Wednesday 5 October 2011

ROMAN MATHEMATICS



Roman numerals

Roman numerals
By the middle of the 1st Century BC, the Roman had tightened their grip on the old Greek and Hellenistic empires, and the mathematical revolution of theGreeks ground to halt. Despite all their advances in other respects, no mathematical innovations occurred under the Roman Empire and Republic, and there were no mathematicians of note. The Romans had no use for pure mathematics, only for its practical applications, and the Christian regime that followed it (after Christianity became the official religion of the Roman empire) even less so.
Roman arithmetic

Roman arithmetic
Roman numerals are well known today, and were the dominant number system for trade and administration in most of Europe for the best part of a millennium. It was decimal (base 10) system but not directly positional, and did not include a zero, so that, for arithmetic and mathematical purposes, it was a clumsy and inefficient system. It was based on letters of the Roman alphabet - I, V, X, L, C, D and M - combines to signify the sum of their values (e.g.
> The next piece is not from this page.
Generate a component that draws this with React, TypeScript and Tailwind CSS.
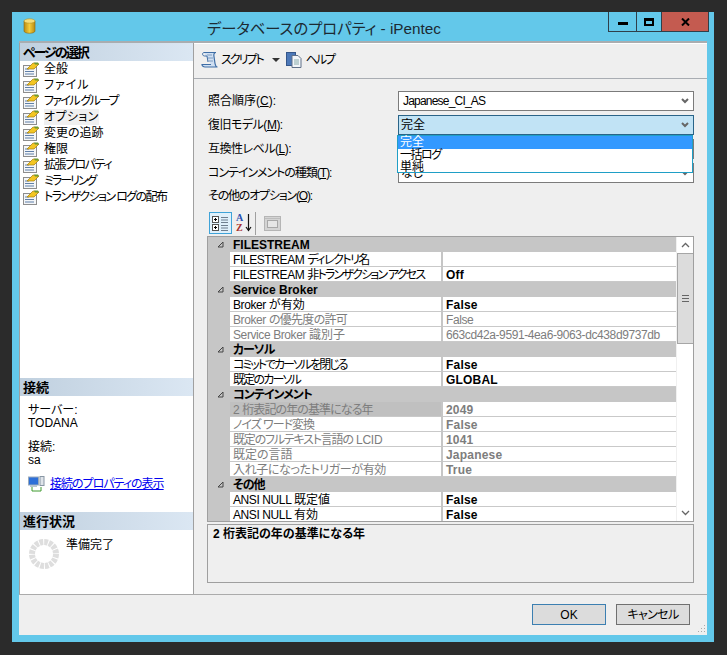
const F = "font-['Liberation_Sans','Noto_Sans_CJK_JP',sans-serif]";

function PageIcon() {
  return (
    <svg width="17" height="16" viewBox="0 0 17 16" className="shrink-0">
      <rect x="0.5" y="4.5" width="13" height="11" fill="#f4f6f8" stroke="#8d8d8d" />
      <path d="M2 8h4M2 10.500h9M2 13h9" stroke="#5f7fa8" />
      <path d="M4 8 10 2l6 1-5 5z" fill="#f3c623" stroke="#a37b10" strokeWidth="0.7" />
      <path d="M11 1.500h4l1 2h-4z" fill="#6f9a30" />
    </svg>
  );
}

function Chevron() {
  return (
    <svg width="8" height="6" viewBox="0 0 8 6" className="shrink-0">
      <path d="M1 1l3 3 3-3" fill="none" stroke="#666" strokeWidth="2" />
    </svg>
  );
}

function Combo({ text, active, cls }: { text: string; active?: boolean; cls?: string }) {
  return (
    <div className={`w-[296px] h-[20px] flex items-center justify-between pr-[4px] border text-[12px] ${cls ?? "pl-[2px]"} ${active ? "border-[#2a6488] bg-[#c1e3f5]" : "border-[#7b7b7b] bg-white"}`}>
      <span>{text}</span>
      <Chevron />
    </div>
  );
}

const nav: { n: string; t: string }[] = [
  { n: "全般", t: "" },
  { n: "ファイル", t: "tracking-[1px]" },
  { n: "ファイル グループ", t: "tracking-[-1.700px]" },
  { n: "オプション", t: "tracking-[0.4px]" },
  { n: "変更の追跡", t: "" },
  { n: "権限", t: "" },
  { n: "拡張プロパティ", t: "tracking-[-1.500px]" },
  { n: "ミラーリング", t: "tracking-[-2px]" },
  { n: "トランザクション ログの配布", t: "tracking-[-1.600px]" },
];

type Row = { p?: string; n: string; t?: string; v?: string; c?: boolean; d?: boolean; b?: boolean; sel?: boolean };
const rows: Row[] = [
  { n: "FILESTREAM", c: true },
  { p: "FILESTREAM ", n: "ディレクトリ名", t: "tracking-[-1.500px]", v: "" },
  { p: "FILESTREAM ", n: "非トランザクション アクセス", t: "tracking-[-1.800px]", v: "Off", b: true },
  { n: "Service Broker", c: true },
  { p: "Broker ", n: "が有効", v: "False", b: true },
  { p: "Broker ", n: "の優先度の許可", t: "tracking-[-0.7px]", v: "False", d: true },
  { p: "Service Broker ", n: "識別子", v: "663cd42a-9591-4ea6-9063-dc438d9737db", d: true },
  { n: "カーソル", t: "tracking-[-1px]", c: true },
  { n: "コミットでカーソルを閉じる", t: "tracking-[-2px]", v: "False", b: true },
  { n: "既定のカーソル", t: "tracking-[-1.800px]", v: "GLOBAL", b: true },
  { n: "コンテインメント", t: "tracking-[-1px]", c: true },
  { p: "2 ", n: "桁表記の年の基準になる年", t: "tracking-[-0.9px]", v: "2049", d: true, b: true, sel: true },
  { n: "ノイズ ワード変換", t: "tracking-[-1px]", v: "False", d: true, b: true },
  { n: "既定のフルテキスト言語の", t: "tracking-[-1.200px]", p: "", v: "1041", d: true, b: true },
  { n: "既定の言語", v: "Japanese", d: true, b: true },
  { n: "入れ子になったトリガーが有効", t: "tracking-[-0.4px]", v: "True", d: true, b: true },
  { n: "その他", t: "tracking-[-1px]", c: true },
  { p: "ANSI NULL ", n: "既定値", v: "False", b: true },
  { p: "ANSI NULL ", n: "有効", v: "False", b: true },
];

function SectionHeader({ text, cls }: { text: string; cls?: string }) {
  return (
    <div className={`h-[18px] flex items-center pl-[3px] font-bold text-[13px] bg-gradient-to-r from-[#c0d0df] to-[#dbe7f3] ${cls ?? ""}`}>{text}</div>
  );
}

function Spinner() {
  return (
    <svg width="30" height="30" viewBox="0 0 30 30">
      <circle cx="15" cy="15" r="12" fill="none" stroke="#dedede" strokeWidth="6" strokeDasharray="3.700 1" />
    </svg>
  );
}

export default function App() {
  return (
    <div className={`w-[727px] h-[655px] bg-[#2b2b2b] pt-[12px] pl-[12px] text-black ${F} [font-feature-settings:'palt'] text-[12px] leading-none overflow-hidden`}>
      <div className="w-[702px] h-[630px] bg-[#63c8ea] flex flex-col">
        <div className="h-[29px] flex shrink-0">
          <div className="w-[11px]" />
          <svg width="13" height="16" viewBox="0 0 13 16" className="mt-[6px]">
            <defs>
              <linearGradient id="g" x1="0" x2="1" y1="0" y2="0">
                <stop offset="0" stopColor="#b98a12" />
                <stop offset="0.5" stopColor="#f4cd3c" />
                <stop offset="1" stopColor="#b98a12" />
              </linearGradient>
            </defs>
            <path d="M1 3v10c0 3 11 3 11 0V3z" fill="url(#g)" stroke="#8a6a10" strokeWidth="0.6" />
            <ellipse cx="6.5" cy="3" rx="5.5" ry="2.2" fill="#f6dd77" stroke="#b4932a" strokeWidth="0.6" />
          </svg>
          <div className="ml-[171px] pt-[9px] text-[15.300px] text-[#1c2a33] whitespace-nowrap">データベースのプロパティ - iPentec</div>
          <div className="flex-1" />
          <div className="flex h-[20px] border-x border-b border-[#2f3f4a] mr-[5px]">
            <div className="w-[28px] flex items-center justify-center border-r border-[#2f3f4a]">
              <div className="w-[10px] h-[3px] bg-black mt-[3px]" />
            </div>
            <div className="w-[25px] flex items-center justify-center border-r border-[#2f3f4a]">
              <div className="w-[10px] h-[8px] border-2 border-t-[3px] border-black" />
            </div>
            <div className="w-[46px] bg-[#c45b50] flex items-center justify-center">
              <svg width="9" height="8" viewBox="0 0 9 8"><path d="M1 0.500l7 7M8 0.500l-7 7" stroke="#000" strokeWidth="2" /></svg>
            </div>
          </div>
        </div>

        <div className="mx-[7px] w-[688px] h-[594px] bg-[#efefef] border-t-2 border-[#a9adb0] flex flex-col">
          <div className="flex h-[552px] border-b border-[#ababab] shrink-0">
            <div className="w-[175px] bg-white border-r border-l border-[#a0a0a0] flex flex-col">
              <SectionHeader text="ページの選択" cls="tracking-[-2px]" />
              <div className="flex flex-col">
                {nav.map((i) => (
                  <div key={i.n} className="h-[16px] flex items-center pl-[3px] gap-[4px]">
                    <PageIcon />
                    <span className={`whitespace-nowrap ${i.t} ${i.n === "オプション" ? "bg-[#f0f0f0] h-[16px] flex items-center" : ""}`}>{i.n}</span>
                  </div>
                ))}
              </div>
              <div className="flex-1" />
              <SectionHeader text="接続" />
              <div className="h-[116px] pl-[8px] pt-[8px] shrink-0">
                <div className="leading-[13px]">サーバー:<br />TODANA</div>
                <div className="leading-[13px] mt-[11px]">接続:<br />sa</div>
                <div className="flex items-center mt-[9px] gap-[5px]">
                  <svg width="17" height="16" viewBox="0 0 17 16">
                    <rect x="0.5" y="1" width="10" height="8" fill="#2d6fd8" stroke="#9ab" />
                    <rect x="2" y="9" width="7" height="2" fill="#b8c4d0" />
                    <rect x="12" y="0.5" width="4" height="9" fill="#dfe4ea" stroke="#8896a4" />
                    <path d="M4 11v4h9v-4" fill="none" stroke="#3f9a2e" />
                  </svg>
                  <span className="text-[#0000f0] underline tracking-[-1px]">接続のプロパティの表示</span>
                </div>
              </div>
              <SectionHeader text="進行状況" />
              <div className="h-[64px] shrink-0 flex pl-[9px] pt-[9px] gap-[7px]">
                <Spinner />
                <span>準備完了</span>
              </div>
            </div>

            <div className="flex-1 flex flex-col">
              <div className="h-[36px] border-t border-t-white border-b border-b-[#a9adb3] flex items-center pl-[7px] pb-[3px] shrink-0">
                <svg width="17" height="18" viewBox="0 0 17 18">
                  <path d="M3 1.500h12c-2 0-2.500 2-2 4l1 7c.4 2 1 3.500 2.500 3.500H4c-1.500 0-3-1-3-2.500h9" fill="#cfdff2" stroke="#3f6ea6" strokeWidth="1.200" />
                  <path d="M3 1.500C1 1.500 1 5 3.500 5H6M6 5l1 6" fill="none" stroke="#3f6ea6" />
                  <path d="M6 4h5M7 7h5M7 10h5" stroke="#7f9cc0" />
                </svg>
                <span className="ml-[3px] tracking-[-2px]">スクリプト</span>
                <span className="ml-[9px] w-0 h-0 border-x-[4px] border-x-transparent border-t-[4px] border-t-[#333]" />
                <svg width="17" height="17" viewBox="0 0 17 17" className="ml-[6px]">
                  <rect x="0.500" y="1.500" width="9" height="13" fill="#4c78b8" stroke="#35568a" />
                  <path d="M6 4.500h6l3 3v9H6z" fill="#f2f5f9" stroke="#607089" />
                  <path d="M8 9h5M8 11h5M8 13h5" stroke="#8aa" />
                </svg>
                <span className="ml-[3px] tracking-[-2px]">ヘルプ</span>
              </div>

              <div className="flex-1 pl-[13px] pt-[12px] relative">
                <div className="flex items-center h-[20px] justify-between pr-[13px]"><span className="ml-[1px]">照合順序(<u>C</u>):</span><Combo text="Japanese_CI_AS" cls="pl-[4px] tracking-[-0.8px]" /></div>
                <div className="flex items-center h-[20px] justify-between pr-[13px] mt-[4px]"><span className="ml-[1px] tracking-[-0.5px]">復旧モデル(<u>M</u>):</span><Combo text="完全" active /></div>
                <div className="flex items-center h-[20px] justify-between pr-[13px] mt-[4px]"><span className="ml-[1px] tracking-[-0.5px]">互換性レベル(<u>L</u>):</span><Combo text="" /></div>
                <div className="flex items-center h-[20px] justify-between pr-[13px] mt-[4px]"><span className="ml-[1px] tracking-[-1px]">コンテインメントの種類(<u>T</u>):</span><Combo text="なし" /></div>
                <div className="mt-[7px] h-[13px] ml-[1px] tracking-[-1.200px]">その他のオプション(<u>O</u>):</div>

                <div className="absolute left-[203px] top-[56px] w-[296px] h-[38px] bg-white border border-[#1f9fc6] flex flex-col leading-[12px]">
                  <div className="h-[13px] bg-[#3399ff] text-white pl-[2px]">完全</div>
                  <div className="h-[12px] pl-[2px] tracking-[-1.500px]">一括ログ</div>
                  <div className="h-[11px] pl-[2px]">単純</div>
                </div>

                <div className="flex items-center h-[24px] mt-[8px] pl-[2px]">
                  <div className="w-[23px] h-[22px] border border-[#3fa3d8] bg-[#dff0fb] flex items-center justify-center">
                    <svg width="17" height="17" viewBox="0 0 17 17">
                      <rect x="0.500" y="1.500" width="6" height="6" fill="#fff" stroke="#555" />
                      <rect x="0.500" y="9.500" width="6" height="6" fill="#fff" stroke="#555" />
                      <path d="M2 4.500h3M3.500 3v3M2 12.500h3M3.500 11v3" stroke="#000" />
                      <path d="M9 2.500h7M9 5h7M9 7.500h7M9 10.500h7M9 13h7M9 15.500h7" stroke="#6f7f8f" />
                    </svg>
                  </div>
                  <svg width="20" height="20" viewBox="0 0 20 20" className="ml-[3px]">
                    <text x="1" y="8" fontSize="10" fontWeight="bold" fill="#2a4fb0" fontFamily="Liberation Serif">A</text>
                    <text x="1" y="18" fontSize="10" fontWeight="bold" fill="#a83030" fontFamily="Liberation Serif">Z</text>
                    <path d="M13.500 1v16M11 14l2.500 3.500L16 14" fill="none" stroke="#111" strokeWidth="1.200" />
                  </svg>
                  <div className="w-px h-[23px] bg-[#a0a0a0]" />
                  <svg width="17" height="15" viewBox="0 0 17 15" className="ml-[8px]">
                    <rect x="0.500" y="0.500" width="16" height="14" fill="#d4d4d4" stroke="#b5b5b5" />
                    <rect x="3.500" y="4.500" width="10" height="7" fill="#e6e6e6" stroke="#a8a8a8" />
                    <path d="M1 2.500h15" stroke="#bdbdbd" />
                  </svg>
                </div>

                <div className="w-[487px] h-[286px] mt-[1px] border border-[#9f9f9f] flex bg-white overflow-hidden">
                  <div className="w-[468px] flex flex-col shrink-0 overflow-hidden">
                    {rows.map((r) =>
                      r.c ? (
                        <div key={r.n} className="h-[15px] shrink-0 bg-[#c6c6c6] flex items-center font-bold text-[12px]">
                          <svg width="7" height="7" viewBox="0 0 7 7" className="ml-[9px] mr-[9px]">
                            <path d="M6 1v5H1z" fill="none" stroke="#444" />
                          </svg>
                          <span className={r.t}>{r.n}</span>
                        </div>
                      ) : (
                        <div key={r.n} className="h-[15px] shrink-0 flex bg-[#c6c6c6]">
                          <div className={`w-[211px] ml-[22px] pl-[3px] pt-[1px] flex items-center border-b border-[#c9c9c9] whitespace-pre overflow-hidden ${r.sel ? "bg-[#c0c0c0]" : "bg-white"} ${r.d ? "text-[#7d7d7d]" : ""}`}>
                            {r.p ? <span className="tracking-[-0.4px]">{r.p}</span> : null}
                            <span className={r.t}>{r.n}</span>
                            {r.n === "既定のフルテキスト言語の" ? <span className="tracking-[-0.2px]"> LCID</span> : null}
                          </div>
                          <div className={`flex-1 bg-white ml-[2px] pl-[3px] pt-[1px] flex items-center border-b border-[#c9c9c9] whitespace-nowrap ${r.b ? "font-bold tracking-[0.2px]" : "tracking-[-0.4px]"} ${r.d ? "text-[#7d7d7d]" : ""}`}>{r.v}</div>
                        </div>
                      )
                    )}
                  </div>
                  <div className="flex-1 flex flex-col border-l border-[#f0f0f0] bg-white">
                    <div className="h-[16px] flex items-center justify-center">
                      <svg width="9" height="6" viewBox="0 0 9 6"><path d="M1 5l3.500-3.500L8 5" fill="none" stroke="#666" strokeWidth="1.300" /></svg>
                    </div>
                    <div className="h-[91px] bg-[#dcdcdc] border-y border-l border-[#a6a6a6] flex items-center justify-center">
                      <div className="w-[7px] h-[7px] border-y-[1px] border-[#666] flex items-center"><div className="w-full h-px bg-[#666]" /></div>
                    </div>
                    <div className="flex-1" />
                    <div className="h-[16px] flex items-center justify-center">
                      <svg width="9" height="6" viewBox="0 0 9 6"><path d="M1 1l3.500 3.500L8 1" fill="none" stroke="#666" strokeWidth="1.300" /></svg>
                    </div>
                  </div>
                </div>

                <div className="w-[487px] h-[59px] mt-[2px] border border-[#9f9f9f] pl-[5px] pt-[3px] font-bold">2 桁表記の年の基準になる年</div>
              </div>
            </div>
          </div>

          <div className="flex-1 flex justify-end items-start pt-[9px] pr-[17px] gap-[10px] relative">
            <div className="w-[74px] h-[21px] border border-[#3c7fb1] bg-[#dcdcdc] flex items-center justify-center">OK</div>
            <div className="w-[74px] h-[21px] border border-[#707070] bg-[#dcdcdc] flex items-center justify-center tracking-[-0.6px]">キャンセル</div>
            <svg width="9" height="9" viewBox="0 0 9 9" className="absolute right-[1px] bottom-[2px]">
              <path d="M7 1h1v1H7zM4 4h1v1H4zM7 4h1v1H7zM1 7h1v1H1zM4 7h1v1H4zM7 7h1v1H7z" fill="#a9a9a9" />
            </svg>
          </div>
        </div>
      </div>
    </div>
  );
}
VII = V + I + I = 7).
Later, a subtractive notation was also adopted, where VIIII, for example, was replaced by IX (10 - 1 = 9), which simplified the writing of numbers a little, but made calculation even more difficult, requiring conversion of the subtractive notation at the beginning of a sum and then its re-application at the end (see image at right). Due to the difficulty of written arithmetic using Roman numeral notation, calculations were usually performed with an abacus, based on earlier Babylonian and Greek abaci.